Most Evergreens orders are sold directly to nearby households. “We say that if you order by 1pm, we will harvest your goods that afternoon and deliver it the next morning,” says farm manager Hugo Lam. Handy, since carbon cutting is best started at home. According to Kate Heyhoe, author of Cooking Green: Cutting Your Carbon Footprint in the Kitchen, there are numerous ways for home cooks to reduce energy.

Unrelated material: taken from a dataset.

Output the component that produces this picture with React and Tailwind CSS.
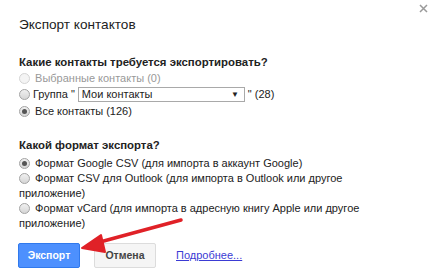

From using faster cooking grains such as cous cous and bulgar, and rice sticks and bean thread noodles that require only soaking, to cooking with quick-heating convection ovens. Of course, avoiding any tech at all and eating local raw pretty much takes you to zero. Truly food for thought.

Cut Waste Not Flavour

This tasty kelp and almond satay salad from Mana! Raw in Hong Kong ticks multiple carboncutting boxes but never skimps on flavour.

Ingredients:
For the almond butter satay: 1 cup almond butter, 1/2 cup miso, 1.5 tbsp apple cider vinegar, 5 cloves garlic, 1/2 tbsp white vinegar, 1 tbsp tamari, A pinch of cayenne powder, 10ml water.
Method:
1. First blend all the satay butter ingredients together and refrigerate until needed.
2. Next, soak the noodles in water with one teaspoon of baking soda and massage to soften.
3. Combine the vegetables with the noodles and squeeze in lime juice. Toss with the satay
sauce, garnish with coriander and serve.
For the salad:
225g kelp noodles, 40g spiralised carrots, 90g shredded cabbage, 10g alfalfa sprouts, 10g spring onion chopped, 20g julienned red bell pepper, 1/4 lime, 15g roughly chopped coriander.